Aventura adolescente sin tragedia griega
Lejos de las pretensiones didácticas y las oscuridades prefabricadas, el film es una agradable y vertiginosa aventura de acción que entretiene con nobleza. Grandes nombres en roles secundarios aderezan la producción.
No deberíamos condenar la repetición en las artes, ni ponderar la obra original por encima de la variación. Ni siquiera cuando el motor del reciclaje sea el más descarado afán de lucro: no otra cosa impulsaba la fábrica de ficciones que regenteaba Alejandro Dumas, y de allí salió El Conde de Montecristo. En el cine, dada la enorme cantidad de información de cada plano y la inmediatez de su impacto, la repetición es más evidente y se nos hace tediosa al instante. Sin embargo, a veces el azar es feliz y de la fabricación en serie surge una obra disfrutable, incluso más que su molde original. Sí, Percy Jackson es mejor que Harry Potter: el género “adolescente-con-enormes-poderes-sobrenaturales-en-contexto-de-cuento-de hadas” (bueno, aquí mitos griegos) tiene sus reglas, su fórmula y sus necesidades. Sabemos que el niño en cuestión será un marginado en el mundo “real” y un héroe en el mundo “mágico”. Sabemos que aprenderá de sus poderes, que tendrá amigos de su edad (uno cómico y una señorita parece ser el material usual) y enemigos tanto de su generación como más –mucho más– grandes. Ante tal receta, ¿qué puede hacerse? Por una vez, el usualmente inepto director Chris Columbus (los dos primeros Harry Potter, justamente, más algunas cosas como Quédate a mi lado, Rent, Hombre Bicentenario exigen el adjetivo) se dispone a dar una respuesta. Sencillamente pone a sus personajes rápidamente a jugar y vivir aventuras ante criaturas extrañas sin preocuparse en lo más mínimo por la “oscuridad”, esa solemnidad a reglamento que, metida con calzador, lastra las mejores fantasías de los últimos tiempos (salvo la notable Avatar o las creaciones de Pixar, pero son cine de otro mundo).

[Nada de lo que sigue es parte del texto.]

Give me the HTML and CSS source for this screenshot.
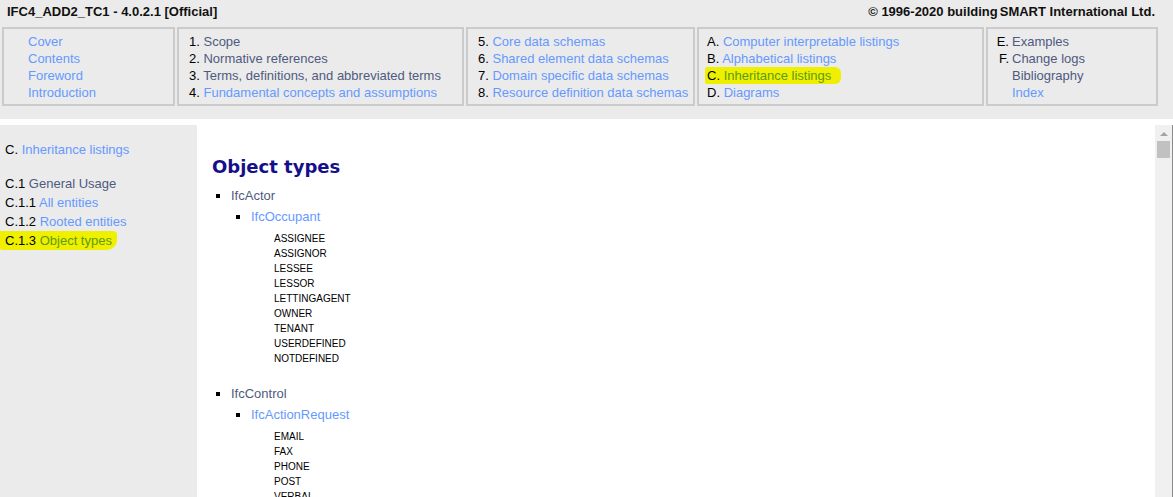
FILE: index.html
```html
<!DOCTYPE html>
<html>
<head>
<meta charset="utf-8">
<title>IFC4_ADD2_TC1 - Object types</title>
<link rel="stylesheet" href="styles.css">
</head>
<body>
<div class="top">
  <div class="header">
    <span class="title">IFC4_ADD2_TC1 - 4.0.2.1 [Official]</span>
    <span class="copy">© 1996-2020 building<span class="sm">SMART</span> International Ltd.</span>
  </div>
  <div class="nav">
    <div class="box b1">
      <div class="row"><span class="num"></span><a class="lk">Cover</a></div>
      <div class="row"><span class="num"></span><a class="lk">Contents</a></div>
      <div class="row"><span class="num"></span><a class="lk">Foreword</a></div>
      <div class="row"><span class="num"></span><a class="lk">Introduction</a></div>
    </div>
    <div class="box b2">
      <div class="row">1. <a class="vis">Scope</a></div>
      <div class="row">2. <a class="vis">Normative references</a></div>
      <div class="row">3. <a class="vis">Terms, definitions, and abbreviated terms</a></div>
      <div class="row">4. <a class="lk">Fundamental concepts and assumptions</a></div>
    </div>
    <div class="box b3">
      <div class="row">5. <a class="lk">Core data schemas</a></div>
      <div class="row">6. <a class="lk">Shared element data schemas</a></div>
      <div class="row">7. <a class="lk">Domain specific data schemas</a></div>
      <div class="row">8. <a class="lk">Resource definition data schemas</a></div>
    </div>
    <div class="box b4">
      <div class="row">A. <a class="lk">Computer interpretable listings</a></div>
      <div class="row">B. <a class="lk">Alphabetical listings</a></div>
      <div class="row"><span class="mark">C. <a class="lk">Inheritance listings</a></span></div>
      <div class="row">D. <a class="lk">Diagrams</a></div>
    </div>
    <div class="box b5">
      <div class="row"><span class="num2">E.</span><a class="vis">Examples</a></div>
      <div class="row"><span class="num2">F.</span><a class="vis">Change logs</a></div>
      <div class="row"><span class="num2"></span><a class="vis">Bibliography</a></div>
      <div class="row"><span class="num2"></span><a class="lk">Index</a></div>
    </div>
  </div>
</div>
<div class="frames">
  <div class="side">
    <div class="srow head">C. <a class="lk">Inheritance listings</a></div>
    <div class="srow">C.1 <a class="vis">General Usage</a></div>
    <div class="srow">C.1.1 <a class="lk">All entities</a></div>
    <div class="srow">C.1.2 <a class="lk">Rooted entities</a></div>
    <div class="srow"><span class="mark smark">C.1.3 <a class="lk">Object types</a></span></div>
  </div>
  <div class="main">
    <div class="content">
      <h2 class="h">Object types</h2>
      <ul class="l1">
        <li><a class="vis">IfcActor</a>
          <ul class="l2">
            <li><a class="lk">IfcOccupant</a>
              <ul class="enum">
                <li>ASSIGNEE</li>
                <li>ASSIGNOR</li>
                <li>LESSEE</li>
                <li>LESSOR</li>
                <li>LETTINGAGENT</li>
                <li>OWNER</li>
                <li>TENANT</li>
                <li>USERDEFINED</li>
                <li>NOTDEFINED</li>
              </ul>
            </li>
          </ul>
        </li>
        <li><a class="vis">IfcControl</a>
          <ul class="l2">
            <li><a class="lk">IfcActionRequest</a>
              <ul class="enum">
                <li>EMAIL</li>
                <li>FAX</li>
                <li>PHONE</li>
                <li>POST</li>
                <li>VERBAL</li>
                <li>USERDEFINED</li>
                <li>NOTDEFINED</li>
              </ul>
            </li>
          </ul>
        </li>
      </ul>
    </div>
    <div class="scroll">
      <div class="arrow"></div>
      <div class="thumb"></div>
    </div>
  </div>
</div>
</body>
</html>
```

FILE: styles.css
```css
html, body {
  margin: 0;
  padding: 0;
  height: 100%;
  overflow: hidden;
}
body {
  background: #ebebeb;
  font-family: "Liberation Sans", Arial, sans-serif;
  color: #000;
  display: flex;
  flex-direction: column;
}
a { text-decoration: none; cursor: pointer; }
.lk { color: #6699ff; }
.vis { color: #4f5a80; }

.top {
  background: #ebebeb;
  height: 119px;
  border-bottom: 6px solid #ffffff;
  flex: none;
}
.header {
  display: flex;
  justify-content: space-between;
  padding: 3px 18px 0 7px;
  height: 24px;
  box-sizing: border-box;
  height: 27px;
  font-size: 13px;
  font-weight: bold;
  line-height: 17px;
  color: #111;
}
.sm { margin-left: 2px; }

.nav {
  display: flex;
  gap: 2px;
  margin-left: 2px;
  font-size: 13px;
  line-height: 17px;
}
.box {
  border: 2px solid #cbcbcb;
  padding: 4px 0 0 0;
  box-sizing: border-box;
  height: 79px;
}
.b1 { width: 173px; padding-left: 0; }
.b2 { width: 287px; padding-left: 10px; }
.b3 { width: 229px; padding-left: 10px; }
.b4 { width: 287px; padding-left: 8px; }
.b5 { width: 172px; padding-left: 0; }
.row { white-space: nowrap; }
.num { display: inline-block; width: 24px; }
.num2 { display: inline-block; width: 21px; text-align: right; padding-right: 3px; }
.mark {
  background: #eef000;
  padding: 1px 10px 1px 2px;
  margin-left: -2px;
  border-radius: 2px 6px 6px 2px;
}
.mark .lk { color: #5e9a12; }

.frames {
  flex: 1;
  display: flex;
  min-height: 0;
}
.side {
  width: 197px;
  flex: none;
  background: #ebebeb;
  padding: 15px 0 0 5px;
  box-sizing: border-box;
  font-size: 13px;
  line-height: 19px;
}
.srow { white-space: nowrap; }
.srow.head { margin-bottom: 15px; }
.smark {
  display: inline-block;
  margin-left: -5px;
  padding: 0 5px 0 5px;
  line-height: 19px;
  border-radius: 0 4px 10px 2px;
}

.main {
  flex: 1;
  display: flex;
  background: #fff;
  border-right: 1px solid #8a8a8a;
  min-width: 0;
}
.content {
  flex: 1;
  padding-left: 15px;
  overflow: hidden;
}
.h {
  font-family: "DejaVu Sans", Verdana, sans-serif;
  font-size: 18px;
  line-height: 24px;
  font-weight: bold;
  color: #14108a;
  margin: 30px 0 6px 0;
}
.l1 {
  list-style: square;
  margin: 0;
  padding-left: 19px;
  font-size: 13px;
  line-height: 21px;
}
.l2 {
  list-style: square;
  margin: 0;
  padding-left: 20px;
}
.enum {
  list-style: none;
  margin: 4px 0 17px 0;
  padding-left: 23px;
  font-size: 10px;
  line-height: 15px;
  color: #000;
}
.scroll {
  width: 17px;
  flex: none;
  background: #f0f0f0;
  display: flex;
  flex-direction: column;
  align-items: center;
  padding-top: 16px;
  box-sizing: border-box;
}
.arrow {
  width: 0;
  height: 0;
  border-left: 4px solid transparent;
  border-right: 4px solid transparent;
  border-bottom: 4px solid #a3a3a3;
  margin-top: -9px;
}
.thumb {
  width: 13px;
  height: 17px;
  background: #c1c1c1;
  margin-top: 5px;
}
```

El film cuenta algo bastante sencillo. Los dioses griegos cada tanto tienen hijos con los mortales (primer gran punto a favor: nada de glorificar el matrimonio para la reproducción) pero se les prohíbe tener trato con ellos tras cierto breve tiempo. A Zeus le roban el rayo, su atributo, y acusa a un hijo de su hermano Poseidón. En realidad, el joven, Percy, no conoce su ascendencia divina, es un perdedor nato y vive con una madre oprimida por un esposo alcohólico y violento. Pero eso se disuelve a los cinco minutos y el pibe empieza a recorrer los EE.UU. buscando algunas cosas y enfrentándose a monstruos y peligros con sus amigos, la chica linda y el negrito simpático. Luego, combates varios y fin. Y que la saga siga.

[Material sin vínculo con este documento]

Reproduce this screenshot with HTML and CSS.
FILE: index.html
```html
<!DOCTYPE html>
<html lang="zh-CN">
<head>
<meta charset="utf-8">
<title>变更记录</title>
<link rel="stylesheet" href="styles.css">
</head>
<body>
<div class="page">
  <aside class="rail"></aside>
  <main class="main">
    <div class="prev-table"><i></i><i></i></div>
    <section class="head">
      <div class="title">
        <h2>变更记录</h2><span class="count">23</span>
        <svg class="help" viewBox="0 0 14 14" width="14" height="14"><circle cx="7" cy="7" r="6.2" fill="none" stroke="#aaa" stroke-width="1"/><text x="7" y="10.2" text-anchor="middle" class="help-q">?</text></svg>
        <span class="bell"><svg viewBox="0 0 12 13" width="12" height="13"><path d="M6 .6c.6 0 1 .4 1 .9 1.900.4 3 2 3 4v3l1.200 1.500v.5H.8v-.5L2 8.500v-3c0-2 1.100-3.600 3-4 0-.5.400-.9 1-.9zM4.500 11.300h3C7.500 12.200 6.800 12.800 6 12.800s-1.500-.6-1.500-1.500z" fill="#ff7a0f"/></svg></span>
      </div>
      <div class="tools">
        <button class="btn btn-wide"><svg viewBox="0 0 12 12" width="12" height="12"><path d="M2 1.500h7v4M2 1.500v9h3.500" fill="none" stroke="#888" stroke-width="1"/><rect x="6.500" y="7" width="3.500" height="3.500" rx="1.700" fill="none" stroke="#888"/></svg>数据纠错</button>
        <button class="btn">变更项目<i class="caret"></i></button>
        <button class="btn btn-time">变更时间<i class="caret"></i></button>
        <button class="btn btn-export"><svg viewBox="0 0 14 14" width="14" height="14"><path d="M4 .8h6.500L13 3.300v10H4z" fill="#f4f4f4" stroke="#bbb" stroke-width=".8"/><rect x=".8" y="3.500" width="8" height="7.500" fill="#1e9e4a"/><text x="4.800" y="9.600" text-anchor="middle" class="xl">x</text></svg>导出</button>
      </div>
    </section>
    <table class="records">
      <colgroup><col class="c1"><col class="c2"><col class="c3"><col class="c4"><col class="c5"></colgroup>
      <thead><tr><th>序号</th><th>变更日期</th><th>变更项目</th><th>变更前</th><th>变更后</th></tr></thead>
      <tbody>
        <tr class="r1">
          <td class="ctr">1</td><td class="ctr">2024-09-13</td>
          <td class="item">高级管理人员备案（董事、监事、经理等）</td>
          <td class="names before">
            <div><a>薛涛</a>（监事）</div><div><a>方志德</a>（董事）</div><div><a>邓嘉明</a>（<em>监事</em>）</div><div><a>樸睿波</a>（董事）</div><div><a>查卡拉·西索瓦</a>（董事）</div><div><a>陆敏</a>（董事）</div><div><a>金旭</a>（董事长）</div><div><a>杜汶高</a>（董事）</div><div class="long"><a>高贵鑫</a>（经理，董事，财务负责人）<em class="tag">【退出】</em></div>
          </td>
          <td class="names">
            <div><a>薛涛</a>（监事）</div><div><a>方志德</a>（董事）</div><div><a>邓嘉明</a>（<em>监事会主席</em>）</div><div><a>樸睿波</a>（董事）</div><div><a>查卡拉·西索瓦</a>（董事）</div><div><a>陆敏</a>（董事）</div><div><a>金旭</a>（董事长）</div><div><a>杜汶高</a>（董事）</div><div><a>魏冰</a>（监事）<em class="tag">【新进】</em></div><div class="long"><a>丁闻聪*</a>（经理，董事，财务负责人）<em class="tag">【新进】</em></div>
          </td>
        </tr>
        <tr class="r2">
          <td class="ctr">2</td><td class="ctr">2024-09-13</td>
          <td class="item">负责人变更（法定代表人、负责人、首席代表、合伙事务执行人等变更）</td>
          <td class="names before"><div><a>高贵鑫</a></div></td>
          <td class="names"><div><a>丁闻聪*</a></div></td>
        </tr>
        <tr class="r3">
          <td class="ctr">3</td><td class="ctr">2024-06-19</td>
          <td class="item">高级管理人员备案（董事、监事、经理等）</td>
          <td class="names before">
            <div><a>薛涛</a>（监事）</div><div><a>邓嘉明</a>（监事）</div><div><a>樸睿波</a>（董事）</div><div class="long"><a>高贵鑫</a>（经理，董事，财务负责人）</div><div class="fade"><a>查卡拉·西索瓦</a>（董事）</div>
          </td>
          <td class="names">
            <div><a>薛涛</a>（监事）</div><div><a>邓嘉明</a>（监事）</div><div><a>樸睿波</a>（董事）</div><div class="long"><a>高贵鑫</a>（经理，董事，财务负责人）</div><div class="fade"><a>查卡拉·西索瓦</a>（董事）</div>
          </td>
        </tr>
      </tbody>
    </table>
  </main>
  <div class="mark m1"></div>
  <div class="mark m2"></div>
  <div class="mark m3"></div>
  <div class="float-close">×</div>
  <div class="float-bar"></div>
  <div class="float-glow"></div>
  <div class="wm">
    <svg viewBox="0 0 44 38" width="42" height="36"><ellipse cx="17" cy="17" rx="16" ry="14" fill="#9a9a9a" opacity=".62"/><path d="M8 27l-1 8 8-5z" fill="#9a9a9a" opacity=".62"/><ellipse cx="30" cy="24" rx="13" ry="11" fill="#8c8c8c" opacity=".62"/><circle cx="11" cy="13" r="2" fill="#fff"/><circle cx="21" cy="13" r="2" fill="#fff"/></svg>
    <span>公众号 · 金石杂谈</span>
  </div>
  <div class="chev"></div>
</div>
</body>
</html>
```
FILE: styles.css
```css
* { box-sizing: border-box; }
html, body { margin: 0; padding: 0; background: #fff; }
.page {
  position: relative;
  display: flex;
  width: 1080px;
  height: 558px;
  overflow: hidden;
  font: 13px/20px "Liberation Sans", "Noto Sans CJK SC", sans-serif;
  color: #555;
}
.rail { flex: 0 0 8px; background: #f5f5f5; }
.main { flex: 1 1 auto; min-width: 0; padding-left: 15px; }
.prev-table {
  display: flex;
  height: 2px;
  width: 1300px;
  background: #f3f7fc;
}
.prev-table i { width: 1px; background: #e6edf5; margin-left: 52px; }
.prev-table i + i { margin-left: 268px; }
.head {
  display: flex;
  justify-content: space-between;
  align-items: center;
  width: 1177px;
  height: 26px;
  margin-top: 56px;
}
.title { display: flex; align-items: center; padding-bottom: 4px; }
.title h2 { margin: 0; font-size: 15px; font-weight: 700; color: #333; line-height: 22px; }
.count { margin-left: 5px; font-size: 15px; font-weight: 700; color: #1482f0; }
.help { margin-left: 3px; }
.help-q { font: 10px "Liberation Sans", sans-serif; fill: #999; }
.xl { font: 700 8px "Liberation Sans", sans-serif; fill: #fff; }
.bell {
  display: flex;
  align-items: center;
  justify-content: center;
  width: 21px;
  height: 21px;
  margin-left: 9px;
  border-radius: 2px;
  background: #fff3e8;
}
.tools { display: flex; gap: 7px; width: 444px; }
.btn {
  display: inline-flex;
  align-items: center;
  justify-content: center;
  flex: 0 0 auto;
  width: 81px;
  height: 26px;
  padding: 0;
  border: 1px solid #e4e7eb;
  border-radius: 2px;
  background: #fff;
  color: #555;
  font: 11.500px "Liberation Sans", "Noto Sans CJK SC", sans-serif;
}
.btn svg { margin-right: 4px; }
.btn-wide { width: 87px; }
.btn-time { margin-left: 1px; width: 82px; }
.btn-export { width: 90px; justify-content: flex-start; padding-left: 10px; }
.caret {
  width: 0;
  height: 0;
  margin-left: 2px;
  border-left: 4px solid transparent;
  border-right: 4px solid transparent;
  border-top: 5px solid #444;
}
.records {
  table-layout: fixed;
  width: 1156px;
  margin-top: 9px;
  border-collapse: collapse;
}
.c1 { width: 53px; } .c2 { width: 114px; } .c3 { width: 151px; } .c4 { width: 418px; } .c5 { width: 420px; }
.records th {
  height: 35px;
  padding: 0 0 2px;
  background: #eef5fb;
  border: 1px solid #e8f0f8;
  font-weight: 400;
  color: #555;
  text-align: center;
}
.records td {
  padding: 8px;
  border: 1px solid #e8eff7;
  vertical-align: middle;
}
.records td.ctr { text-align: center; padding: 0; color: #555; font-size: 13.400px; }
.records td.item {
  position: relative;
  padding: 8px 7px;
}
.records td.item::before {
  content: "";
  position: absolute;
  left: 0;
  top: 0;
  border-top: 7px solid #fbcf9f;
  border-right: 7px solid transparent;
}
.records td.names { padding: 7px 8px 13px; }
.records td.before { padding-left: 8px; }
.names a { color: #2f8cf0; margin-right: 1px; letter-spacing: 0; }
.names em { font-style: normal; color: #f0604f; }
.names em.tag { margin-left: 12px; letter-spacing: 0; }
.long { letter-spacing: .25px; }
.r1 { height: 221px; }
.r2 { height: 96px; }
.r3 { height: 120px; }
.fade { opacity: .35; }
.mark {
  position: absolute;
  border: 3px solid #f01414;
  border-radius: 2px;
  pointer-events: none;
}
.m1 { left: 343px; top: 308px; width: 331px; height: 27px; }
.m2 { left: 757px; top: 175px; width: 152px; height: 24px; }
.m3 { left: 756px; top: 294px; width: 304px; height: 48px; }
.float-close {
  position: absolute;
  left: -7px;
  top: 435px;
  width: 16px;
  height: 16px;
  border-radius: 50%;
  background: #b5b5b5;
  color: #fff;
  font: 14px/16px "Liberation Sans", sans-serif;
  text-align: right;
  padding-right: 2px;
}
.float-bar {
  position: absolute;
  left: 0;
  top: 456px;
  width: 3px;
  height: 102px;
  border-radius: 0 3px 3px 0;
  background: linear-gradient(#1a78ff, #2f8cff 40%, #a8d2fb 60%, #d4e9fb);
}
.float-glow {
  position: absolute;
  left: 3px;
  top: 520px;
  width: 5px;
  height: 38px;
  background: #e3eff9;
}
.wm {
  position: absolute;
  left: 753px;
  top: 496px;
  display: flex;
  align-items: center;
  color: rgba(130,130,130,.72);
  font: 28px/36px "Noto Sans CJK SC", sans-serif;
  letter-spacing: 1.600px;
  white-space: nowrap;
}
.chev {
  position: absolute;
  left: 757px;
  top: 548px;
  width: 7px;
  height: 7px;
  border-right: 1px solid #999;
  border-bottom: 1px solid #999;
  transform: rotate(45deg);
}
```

Pero todo esto es lo de menos. No hay una secuencia del film que golpee un gancho sentimental ni eluda el humor a veces absurdo (notable la recreación del mito de los Lotófagos en un casino de Las Vegas). Todo es veloz y efectivo, sin didactismos huecos sino, por una vez, la apelación al placer de una película de aventuras que osa decir su nombre. Por muy poco, el film no es una parodia de su modelo británico, aunque hay diferencias: aquí el “mundo real” no es una entidad separada del “mundo mágico”, sino un único universo donde pasan cosas extraordinarias. Y resulta tan fantástica la hidra como el padrastro semilúmpen. Esos hallazgos –más una banda de sonido donde suenan con humor, por ejemplo, AC/DC con “Highway to Hell”– hacen que el valor agregado a reglamento de poner actores muy conocidos y estrellas en roles evidentemente secundarios (hay que verlo a Pierce Brosnan como un centauro, o a Uma Thurman haciendo de Medusa) funcione porque, después de todo, el film tiene mucho más de comedia deportiva que de drama, a pesar de los griegos. Algo que queda claro cuando Hades, señor de los Infiernos, es el comediante Steve Coogan vestido como rocker maduro. Cuando un film deja de lado la fidelidad a la letra para hacerle honor a la diversión vertiginosa que es también propia del cine, gana en nobleza. No hay magia que le gane a la vieja y querida ilusión de movimiento.